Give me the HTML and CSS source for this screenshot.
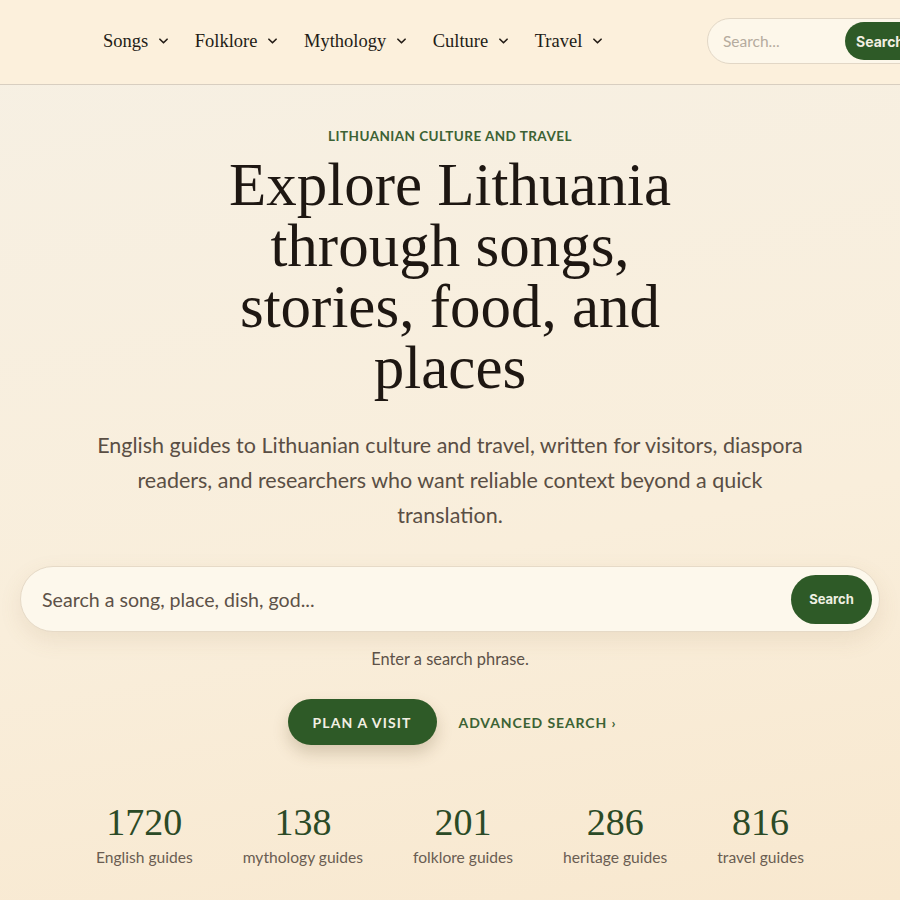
FILE: index.html
```html
<!DOCTYPE html>
<html lang="en">
<head>
<meta charset="utf-8">
<title>Lithuanian Culture and Travel</title>
<link rel="stylesheet" href="styles.css">
</head>
<body>
<header class="site-header">
  <nav class="main-nav">
    <a class="nav-item" href="#">Songs <svg class="chev" viewBox="0 0 10 6"><path d="M1 1l4 4 4-4"/></svg></a>
    <a class="nav-item" href="#">Folklore <svg class="chev" viewBox="0 0 10 6"><path d="M1 1l4 4 4-4"/></svg></a>
    <a class="nav-item" href="#">Mythology <svg class="chev" viewBox="0 0 10 6"><path d="M1 1l4 4 4-4"/></svg></a>
    <a class="nav-item" href="#">Culture <svg class="chev" viewBox="0 0 10 6"><path d="M1 1l4 4 4-4"/></svg></a>
    <a class="nav-item" href="#">Travel <svg class="chev" viewBox="0 0 10 6"><path d="M1 1l4 4 4-4"/></svg></a>
  </nav>
  <form class="head-search">
    <span class="head-placeholder">Search...</span>
    <button class="head-btn" type="button">Search</button>
  </form>
</header>
<main class="hero">
  <p class="eyebrow">LITHUANIAN CULTURE AND TRAVEL</p>
  <h1 class="title">Explore Lithuania through songs, stories, food, and places</h1>
  <p class="lead">English guides to Lithuanian culture and travel, written for visitors, diaspora readers, and researchers who want reliable context beyond a quick translation.</p>
  <div class="big-search">
    <span class="big-placeholder">Search a song, place, dish, god...</span>
    <button class="big-btn" type="button">Search</button>
  </div>
  <p class="hint">Enter a search phrase.</p>
  <div class="actions">
    <a class="btn-primary" href="#">PLAN A VISIT</a>
    <a class="btn-link" href="#">ADVANCED SEARCH ›</a>
  </div>
  <div class="stats">
    <div class="stat"><span class="num">1720</span><span class="label">English guides</span></div>
    <div class="stat"><span class="num">138</span><span class="label">mythology guides</span></div>
    <div class="stat"><span class="num">201</span><span class="label">folklore guides</span></div>
    <div class="stat"><span class="num">286</span><span class="label">heritage guides</span></div>
    <div class="stat"><span class="num">816</span><span class="label">travel guides</span></div>
  </div>
</main>
</body>
</html>
```

FILE: styles.css
```css
* { box-sizing: border-box; }
html, body { margin: 0; padding: 0; }
body {
  width: 900px;
  min-height: 900px;
  overflow: hidden;
  font-family: "Lato", "Noto Sans", sans-serif;
  color: #2a211b;
  background: linear-gradient(170deg, #f6f0e4 0%, #f9eedb 60%, #f8e8cf 100%);
}
.site-header {
  height: 85px;
  display: flex;
  align-items: center;
  padding-left: 103px;
  padding-bottom: 2px;
  background: #fcf0dc;
  border-bottom: 1px solid #d8cec0;
}
.main-nav {
  display: flex;
  align-items: center;
  gap: 26.5px;
  flex-shrink: 0;
}
.nav-item {
  display: flex;
  align-items: center;
  gap: 11px;
  font-family: "Liberation Serif", "DejaVu Serif", serif;
  font-size: 18.5px;
  color: #231c16;
  text-decoration: none;
}
.chev {
  width: 9px;
  height: 6px;
  fill: none;
  stroke: #231c16;
  stroke-width: 1.8;
  stroke-linecap: round;
  stroke-linejoin: round;
}
.head-search {
  flex-shrink: 0;
  margin: 0 -37px 0 auto;
  width: 230px;
  height: 46px;
  display: flex;
  align-items: center;
  justify-content: space-between;
  padding: 0 0 0 15px;
  border: 1px solid #e2d7c6;
  border-radius: 23px;
  background: #fdf7ea;
}
.head-placeholder {
  font-size: 15.5px;
  color: #b5ab9e;
}
.head-btn {
  height: 38px;
  width: 84px;
  margin-right: 7px;
  border: 0;
  border-radius: 19px;
  background: #2e5a27;
  color: #f3efe2;
  font-family: "Inter", "Lato", sans-serif;
  font-weight: 700;
  font-size: 14px;
  text-align: left;
  padding-left: 11px;
}
.hero {
  display: flex;
  flex-direction: column;
  align-items: center;
  padding-top: 42px;
}
.eyebrow {
  margin: 0;
  font-size: 13.5px;
  font-weight: 700;
  letter-spacing: 0.45px;
  color: #3c6234;
  line-height: 18px;
}
.title {
  margin: 9px 0 0;
  width: 480px;
  text-align: center;
  font-family: "Liberation Serif", "DejaVu Serif", serif;
  font-weight: 400;
  font-size: 61px;
  line-height: 61px;
  color: #1e1712;
}
.lead {
  margin: 30px 0 0;
  width: 716px;
  text-align: center;
  font-size: 21.5px;
  line-height: 35px;
  color: #5a4e44;
}
.big-search {
  margin-top: 33px;
  width: 860px;
  height: 66px;
  display: flex;
  align-items: center;
  justify-content: space-between;
  padding: 0 7px 0 21px;
  border: 1px solid #e6dac7;
  border-radius: 33px;
  background: #fdf8ec;
  box-shadow: 0 8px 22px rgba(150, 115, 70, 0.12);
}
.big-placeholder {
  font-size: 19.6px;
  color: #5d5248;
}
.big-btn {
  width: 81px;
  height: 49px;
  border: 0;
  border-radius: 25px;
  background: #2e5a27;
  color: #eef0e2;
  font-family: "Inter", "Lato", sans-serif;
  font-weight: 700;
  font-size: 13px;
}
.hint {
  margin: 17px 0 0;
  font-size: 16.4px;
  line-height: 20px;
  color: #5d5248;
}
.actions {
  margin-top: 30px;
  display: flex;
  align-items: center;
  gap: 22px;
  padding-left: 4px;
}
.btn-primary {
  display: flex;
  align-items: center;
  justify-content: center;
  width: 149px;
  height: 46px;
  border-radius: 23px;
  background: #2e5a27;
  color: #f2efe3;
  text-decoration: none;
  font-size: 14px;
  font-weight: 700;
  letter-spacing: 1.1px;
  box-shadow: 0 8px 16px rgba(90, 70, 30, 0.22);
}
.btn-link {
  color: #3c6234;
  text-decoration: none;
  font-size: 14px;
  font-weight: 700;
  letter-spacing: 0.9px;
}
.stats {
  margin-top: 56px;
  display: flex;
  gap: 50px;
}
.stat {
  display: flex;
  flex-direction: column;
  align-items: center;
}
.num {
  font-family: "Liberation Serif", "DejaVu Serif", serif;
  font-size: 38px;
  line-height: 42px;
  color: #2b4a26;
}
.label {
  margin-top: 5px;
  font-size: 15.6px;
  color: #6a5d52;
}
```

·····

Given task
Write out again every line above exactly as given; the pictures do not belong in the copy.

Reply to the task
Give me the HTML and CSS source for this screenshot.
FILE: index.html
```html
<!DOCTYPE html>
<html lang="en">
<head>
<meta charset="utf-8">
<title>Lithuanian Culture and Travel</title>
<link rel="stylesheet" href="styles.css">
</head>
<body>
<header class="site-header">
  <nav class="main-nav">
    <a class="nav-item" href="#">Songs <svg class="chev" viewBox="0 0 10 6"><path d="M1 1l4 4 4-4"/></svg></a>
    <a class="nav-item" href="#">Folklore <svg class="chev" viewBox="0 0 10 6"><path d="M1 1l4 4 4-4"/></svg></a>
    <a class="nav-item" href="#">Mythology <svg class="chev" viewBox="0 0 10 6"><path d="M1 1l4 4 4-4"/></svg></a>
    <a class="nav-item" href="#">Culture <svg class="chev" viewBox="0 0 10 6"><path d="M1 1l4 4 4-4"/></svg></a>
    <a class="nav-item" href="#">Travel <svg class="chev" viewBox="0 0 10 6"><path d="M1 1l4 4 4-4"/></svg></a>
  </nav>
  <form class="head-search">
    <span class="head-placeholder">Search...</span>
    <button class="head-btn" type="button">Search</button>
  </form>
</header>
<main class="hero">
  <p class="eyebrow">LITHUANIAN CULTURE AND TRAVEL</p>
  <h1 class="title">Explore Lithuania through songs, stories, food, and places</h1>
  <p class="lead">English guides to Lithuanian culture and travel, written for visitors, diaspora readers, and researchers who want reliable context beyond a quick translation.</p>
  <div class="big-search">
    <span class="big-placeholder">Search a song, place, dish, god...</span>
    <button class="big-btn" type="button">Search</button>
  </div>
  <p class="hint">Enter a search phrase.</p>
  <div class="actions">
    <a class="btn-primary" href="#">PLAN A VISIT</a>
    <a class="btn-link" href="#">ADVANCED SEARCH ›</a>
  </div>
  <div class="stats">
    <div class="stat"><span class="num">1720</span><span class="label">English guides</span></div>
    <div class="stat"><span class="num">138</span><span class="label">mythology guides</span></div>
    <div class="stat"><span class="num">201</span><span class="label">folklore guides</span></div>
    <div class="stat"><span class="num">286</span><span class="label">heritage guides</span></div>
    <div class="stat"><span class="num">816</span><span class="label">travel guides</span></div>
  </div>
</main>
</body>
</html>
```

FILE: styles.css
```css
* { box-sizing: border-box; }
html, body { margin: 0; padding: 0; }
body {
  width: 900px;
  min-height: 900px;
  overflow: hidden;
  font-family: "Lato", "Noto Sans", sans-serif;
  color: #2a211b;
  background: linear-gradient(170deg, #f6f0e4 0%, #f9eedb 60%, #f8e8cf 100%);
}
.site-header {
  height: 85px;
  display: flex;
  align-items: center;
  padding-left: 103px;
  padding-bottom: 2px;
  background: #fcf0dc;
  border-bottom: 1px solid #d8cec0;
}
.main-nav {
  display: flex;
  align-items: center;
  gap: 26.5px;
  flex-shrink: 0;
}
.nav-item {
  display: flex;
  align-items: center;
  gap: 11px;
  font-family: "Liberation Serif", "DejaVu Serif", serif;
  font-size: 18.5px;
  color: #231c16;
  text-decoration: none;
}
.chev {
  width: 9px;
  height: 6px;
  fill: none;
  stroke: #231c16;
  stroke-width: 1.8;
  stroke-linecap: round;
  stroke-linejoin: round;
}
.head-search {
  flex-shrink: 0;
  margin: 0 -37px 0 auto;
  width: 230px;
  height: 46px;
  display: flex;
  align-items: center;
  justify-content: space-between;
  padding: 0 0 0 15px;
  border: 1px solid #e2d7c6;
  border-radius: 23px;
  background: #fdf7ea;
}
.head-placeholder {
  font-size: 15.5px;
  color: #b5ab9e;
}
.head-btn {
  height: 38px;
  width: 84px;
  margin-right: 7px;
  border: 0;
  border-radius: 19px;
  background: #2e5a27;
  color: #f3efe2;
  font-family: "Inter", "Lato", sans-serif;
  font-weight: 700;
  font-size: 14px;
  text-align: left;
  padding-left: 11px;
}
.hero {
  display: flex;
  flex-direction: column;
  align-items: center;
  padding-top: 42px;
}
.eyebrow {
  margin: 0;
  font-size: 13.5px;
  font-weight: 700;
  letter-spacing: 0.45px;
  color: #3c6234;
  line-height: 18px;
}
.title {
  margin: 9px 0 0;
  width: 480px;
  text-align: center;
  font-family: "Liberation Serif", "DejaVu Serif", serif;
  font-weight: 400;
  font-size: 61px;
  line-height: 61px;
  color: #1e1712;
}
.lead {
  margin: 30px 0 0;
  width: 716px;
  text-align: center;
  font-size: 21.5px;
  line-height: 35px;
  color: #5a4e44;
}
.big-search {
  margin-top: 33px;
  width: 860px;
  height: 66px;
  display: flex;
  align-items: center;
  justify-content: space-between;
  padding: 0 7px 0 21px;
  border: 1px solid #e6dac7;
  border-radius: 33px;
  background: #fdf8ec;
  box-shadow: 0 8px 22px rgba(150, 115, 70, 0.12);
}
.big-placeholder {
  font-size: 19.6px;
  color: #5d5248;
}
.big-btn {
  width: 81px;
  height: 49px;
  border: 0;
  border-radius: 25px;
  background: #2e5a27;
  color: #eef0e2;
  font-family: "Inter", "Lato", sans-serif;
  font-weight: 700;
  font-size: 13px;
}
.hint {
  margin: 17px 0 0;
  font-size: 16.4px;
  line-height: 20px;
  color: #5d5248;
}
.actions {
  margin-top: 30px;
  display: flex;
  align-items: center;
  gap: 22px;
  padding-left: 4px;
}
.btn-primary {
  display: flex;
  align-items: center;
  justify-content: center;
  width: 149px;
  height: 46px;
  border-radius: 23px;
  background: #2e5a27;
  color: #f2efe3;
  text-decoration: none;
  font-size: 14px;
  font-weight: 700;
  letter-spacing: 1.1px;
  box-shadow: 0 8px 16px rgba(90, 70, 30, 0.22);
}
.btn-link {
  color: #3c6234;
  text-decoration: none;
  font-size: 14px;
  font-weight: 700;
  letter-spacing: 0.9px;
}
.stats {
  margin-top: 56px;
  display: flex;
  gap: 50px;
}
.stat {
  display: flex;
  flex-direction: column;
  align-items: center;
}
.num {
  font-family: "Liberation Serif", "DejaVu Serif", serif;
  font-size: 38px;
  line-height: 42px;
  color: #2b4a26;
}
.label {
  margin-top: 5px;
  font-size: 15.6px;
  color: #6a5d52;
}
```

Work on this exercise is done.